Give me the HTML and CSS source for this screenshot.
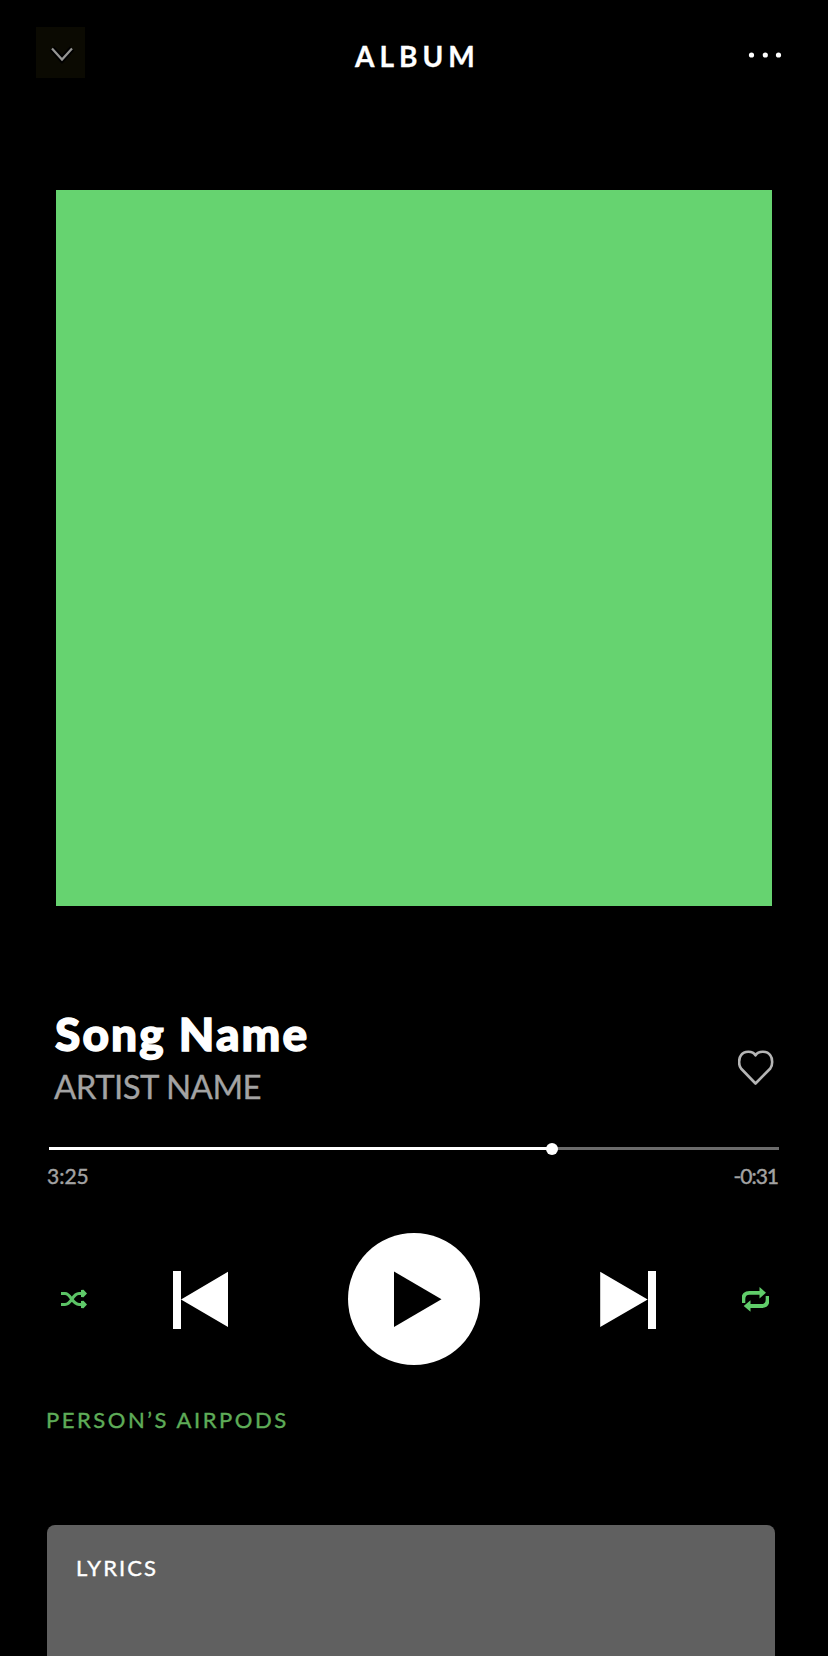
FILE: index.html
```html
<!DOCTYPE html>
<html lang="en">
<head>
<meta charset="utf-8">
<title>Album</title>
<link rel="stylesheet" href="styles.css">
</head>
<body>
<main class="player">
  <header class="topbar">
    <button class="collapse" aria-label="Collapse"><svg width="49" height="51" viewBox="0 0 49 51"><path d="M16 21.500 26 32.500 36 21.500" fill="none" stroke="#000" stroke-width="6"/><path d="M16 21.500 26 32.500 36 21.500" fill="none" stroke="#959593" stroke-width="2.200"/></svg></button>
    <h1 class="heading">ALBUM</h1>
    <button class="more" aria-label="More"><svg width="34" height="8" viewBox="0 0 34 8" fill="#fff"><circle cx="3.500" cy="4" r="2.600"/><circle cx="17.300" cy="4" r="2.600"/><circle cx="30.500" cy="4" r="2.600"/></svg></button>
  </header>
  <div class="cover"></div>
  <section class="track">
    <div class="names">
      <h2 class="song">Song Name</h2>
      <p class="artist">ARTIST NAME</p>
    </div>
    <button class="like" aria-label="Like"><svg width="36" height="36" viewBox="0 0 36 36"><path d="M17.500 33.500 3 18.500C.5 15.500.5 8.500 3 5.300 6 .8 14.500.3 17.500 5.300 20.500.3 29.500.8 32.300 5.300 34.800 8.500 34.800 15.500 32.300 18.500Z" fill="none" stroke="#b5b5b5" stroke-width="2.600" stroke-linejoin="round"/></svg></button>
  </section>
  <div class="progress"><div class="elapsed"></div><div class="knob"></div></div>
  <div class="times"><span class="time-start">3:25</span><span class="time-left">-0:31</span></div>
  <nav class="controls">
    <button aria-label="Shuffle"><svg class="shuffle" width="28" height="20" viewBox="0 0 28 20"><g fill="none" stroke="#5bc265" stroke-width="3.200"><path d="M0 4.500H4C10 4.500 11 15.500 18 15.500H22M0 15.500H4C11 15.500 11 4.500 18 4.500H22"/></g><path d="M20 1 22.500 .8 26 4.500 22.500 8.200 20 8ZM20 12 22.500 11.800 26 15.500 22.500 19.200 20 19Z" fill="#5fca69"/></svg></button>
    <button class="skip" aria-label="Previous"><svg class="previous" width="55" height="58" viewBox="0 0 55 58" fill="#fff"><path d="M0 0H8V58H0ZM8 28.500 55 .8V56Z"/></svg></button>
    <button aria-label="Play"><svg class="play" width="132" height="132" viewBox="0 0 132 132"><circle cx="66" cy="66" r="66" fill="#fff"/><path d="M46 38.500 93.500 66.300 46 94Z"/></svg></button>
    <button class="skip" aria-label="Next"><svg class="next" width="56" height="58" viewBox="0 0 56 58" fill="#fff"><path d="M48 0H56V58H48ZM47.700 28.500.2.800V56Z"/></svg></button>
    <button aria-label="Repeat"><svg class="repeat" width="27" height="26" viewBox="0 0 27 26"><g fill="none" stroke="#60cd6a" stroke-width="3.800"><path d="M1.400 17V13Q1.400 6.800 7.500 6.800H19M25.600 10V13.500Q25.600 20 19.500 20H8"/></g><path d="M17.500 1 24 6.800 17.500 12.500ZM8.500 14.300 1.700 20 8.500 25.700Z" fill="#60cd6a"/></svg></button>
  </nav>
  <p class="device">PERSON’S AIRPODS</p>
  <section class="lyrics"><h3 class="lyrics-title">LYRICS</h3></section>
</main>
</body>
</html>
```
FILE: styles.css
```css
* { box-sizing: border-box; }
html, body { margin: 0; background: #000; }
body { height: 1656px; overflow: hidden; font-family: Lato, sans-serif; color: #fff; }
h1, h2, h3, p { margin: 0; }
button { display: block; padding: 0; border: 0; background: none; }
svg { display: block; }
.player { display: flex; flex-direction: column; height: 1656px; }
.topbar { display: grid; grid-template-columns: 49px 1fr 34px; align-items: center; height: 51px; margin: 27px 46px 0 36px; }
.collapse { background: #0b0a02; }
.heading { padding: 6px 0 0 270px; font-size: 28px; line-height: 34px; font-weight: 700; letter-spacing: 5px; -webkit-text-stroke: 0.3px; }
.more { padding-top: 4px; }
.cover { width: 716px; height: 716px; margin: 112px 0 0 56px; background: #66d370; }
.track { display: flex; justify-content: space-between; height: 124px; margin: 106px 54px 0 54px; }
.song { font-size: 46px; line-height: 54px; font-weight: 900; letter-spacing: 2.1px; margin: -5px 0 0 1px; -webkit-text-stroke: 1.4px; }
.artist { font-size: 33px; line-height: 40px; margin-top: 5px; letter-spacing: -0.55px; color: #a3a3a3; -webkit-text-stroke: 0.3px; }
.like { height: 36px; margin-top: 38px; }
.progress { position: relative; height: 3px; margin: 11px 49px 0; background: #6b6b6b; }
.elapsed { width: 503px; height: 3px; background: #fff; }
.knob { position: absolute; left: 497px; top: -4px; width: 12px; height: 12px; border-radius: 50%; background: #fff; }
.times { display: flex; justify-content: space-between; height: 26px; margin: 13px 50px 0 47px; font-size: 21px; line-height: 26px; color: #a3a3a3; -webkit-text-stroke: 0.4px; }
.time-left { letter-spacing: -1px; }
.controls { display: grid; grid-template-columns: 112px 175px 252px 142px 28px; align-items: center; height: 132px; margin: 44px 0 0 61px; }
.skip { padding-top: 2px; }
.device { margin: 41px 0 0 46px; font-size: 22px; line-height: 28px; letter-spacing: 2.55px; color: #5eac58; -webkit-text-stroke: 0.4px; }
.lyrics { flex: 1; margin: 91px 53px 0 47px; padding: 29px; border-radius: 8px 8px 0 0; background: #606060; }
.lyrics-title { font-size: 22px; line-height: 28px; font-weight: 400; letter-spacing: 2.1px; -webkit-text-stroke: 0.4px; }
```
· · · ·
* _EXERCISE PROMPT_:
Reproduce the material above in full and without alteration, but skip all pictures.

* _EXERCISE RESULT_:
Give me the HTML and CSS source for this screenshot.
FILE: index.html
```html
<!DOCTYPE html>
<html lang="en">
<head>
<meta charset="utf-8">
<title>Album</title>
<link rel="stylesheet" href="styles.css">
</head>
<body>
<main class="player">
  <header class="topbar">
    <button class="collapse" aria-label="Collapse"><svg width="49" height="51" viewBox="0 0 49 51"><path d="M16 21.500 26 32.500 36 21.500" fill="none" stroke="#000" stroke-width="6"/><path d="M16 21.500 26 32.500 36 21.500" fill="none" stroke="#959593" stroke-width="2.200"/></svg></button>
    <h1 class="heading">ALBUM</h1>
    <button class="more" aria-label="More"><svg width="34" height="8" viewBox="0 0 34 8" fill="#fff"><circle cx="3.500" cy="4" r="2.600"/><circle cx="17.300" cy="4" r="2.600"/><circle cx="30.500" cy="4" r="2.600"/></svg></button>
  </header>
  <div class="cover"></div>
  <section class="track">
    <div class="names">
      <h2 class="song">Song Name</h2>
      <p class="artist">ARTIST NAME</p>
    </div>
    <button class="like" aria-label="Like"><svg width="36" height="36" viewBox="0 0 36 36"><path d="M17.500 33.500 3 18.500C.5 15.500.5 8.500 3 5.300 6 .8 14.500.3 17.500 5.300 20.500.3 29.500.8 32.300 5.300 34.800 8.500 34.800 15.500 32.300 18.500Z" fill="none" stroke="#b5b5b5" stroke-width="2.600" stroke-linejoin="round"/></svg></button>
  </section>
  <div class="progress"><div class="elapsed"></div><div class="knob"></div></div>
  <div class="times"><span class="time-start">3:25</span><span class="time-left">-0:31</span></div>
  <nav class="controls">
    <button aria-label="Shuffle"><svg class="shuffle" width="28" height="20" viewBox="0 0 28 20"><g fill="none" stroke="#5bc265" stroke-width="3.200"><path d="M0 4.500H4C10 4.500 11 15.500 18 15.500H22M0 15.500H4C11 15.500 11 4.500 18 4.500H22"/></g><path d="M20 1 22.500 .8 26 4.500 22.500 8.200 20 8ZM20 12 22.500 11.800 26 15.500 22.500 19.200 20 19Z" fill="#5fca69"/></svg></button>
    <button class="skip" aria-label="Previous"><svg class="previous" width="55" height="58" viewBox="0 0 55 58" fill="#fff"><path d="M0 0H8V58H0ZM8 28.500 55 .8V56Z"/></svg></button>
    <button aria-label="Play"><svg class="play" width="132" height="132" viewBox="0 0 132 132"><circle cx="66" cy="66" r="66" fill="#fff"/><path d="M46 38.500 93.500 66.300 46 94Z"/></svg></button>
    <button class="skip" aria-label="Next"><svg class="next" width="56" height="58" viewBox="0 0 56 58" fill="#fff"><path d="M48 0H56V58H48ZM47.700 28.500.2.800V56Z"/></svg></button>
    <button aria-label="Repeat"><svg class="repeat" width="27" height="26" viewBox="0 0 27 26"><g fill="none" stroke="#60cd6a" stroke-width="3.800"><path d="M1.400 17V13Q1.400 6.800 7.500 6.800H19M25.600 10V13.500Q25.600 20 19.500 20H8"/></g><path d="M17.500 1 24 6.800 17.500 12.500ZM8.500 14.300 1.700 20 8.500 25.700Z" fill="#60cd6a"/></svg></button>
  </nav>
  <p class="device">PERSON’S AIRPODS</p>
  <section class="lyrics"><h3 class="lyrics-title">LYRICS</h3></section>
</main>
</body>
</html>
```
FILE: styles.css
```css
* { box-sizing: border-box; }
html, body { margin: 0; background: #000; }
body { height: 1656px; overflow: hidden; font-family: Lato, sans-serif; color: #fff; }
h1, h2, h3, p { margin: 0; }
button { display: block; padding: 0; border: 0; background: none; }
svg { display: block; }
.player { display: flex; flex-direction: column; height: 1656px; }
.topbar { display: grid; grid-template-columns: 49px 1fr 34px; align-items: center; height: 51px; margin: 27px 46px 0 36px; }
.collapse { background: #0b0a02; }
.heading { padding: 6px 0 0 270px; font-size: 28px; line-height: 34px; font-weight: 700; letter-spacing: 5px; -webkit-text-stroke: 0.3px; }
.more { padding-top: 4px; }
.cover { width: 716px; height: 716px; margin: 112px 0 0 56px; background: #66d370; }
.track { display: flex; justify-content: space-between; height: 124px; margin: 106px 54px 0 54px; }
.song { font-size: 46px; line-height: 54px; font-weight: 900; letter-spacing: 2.1px; margin: -5px 0 0 1px; -webkit-text-stroke: 1.4px; }
.artist { font-size: 33px; line-height: 40px; margin-top: 5px; letter-spacing: -0.55px; color: #a3a3a3; -webkit-text-stroke: 0.3px; }
.like { height: 36px; margin-top: 38px; }
.progress { position: relative; height: 3px; margin: 11px 49px 0; background: #6b6b6b; }
.elapsed { width: 503px; height: 3px; background: #fff; }
.knob { position: absolute; left: 497px; top: -4px; width: 12px; height: 12px; border-radius: 50%; background: #fff; }
.times { display: flex; justify-content: space-between; height: 26px; margin: 13px 50px 0 47px; font-size: 21px; line-height: 26px; color: #a3a3a3; -webkit-text-stroke: 0.4px; }
.time-left { letter-spacing: -1px; }
.controls { display: grid; grid-template-columns: 112px 175px 252px 142px 28px; align-items: center; height: 132px; margin: 44px 0 0 61px; }
.skip { padding-top: 2px; }
.device { margin: 41px 0 0 46px; font-size: 22px; line-height: 28px; letter-spacing: 2.55px; color: #5eac58; -webkit-text-stroke: 0.4px; }
.lyrics { flex: 1; margin: 91px 53px 0 47px; padding: 29px; border-radius: 8px 8px 0 0; background: #606060; }
.lyrics-title { font-size: 22px; line-height: 28px; font-weight: 400; letter-spacing: 2.1px; -webkit-text-stroke: 0.4px; }
```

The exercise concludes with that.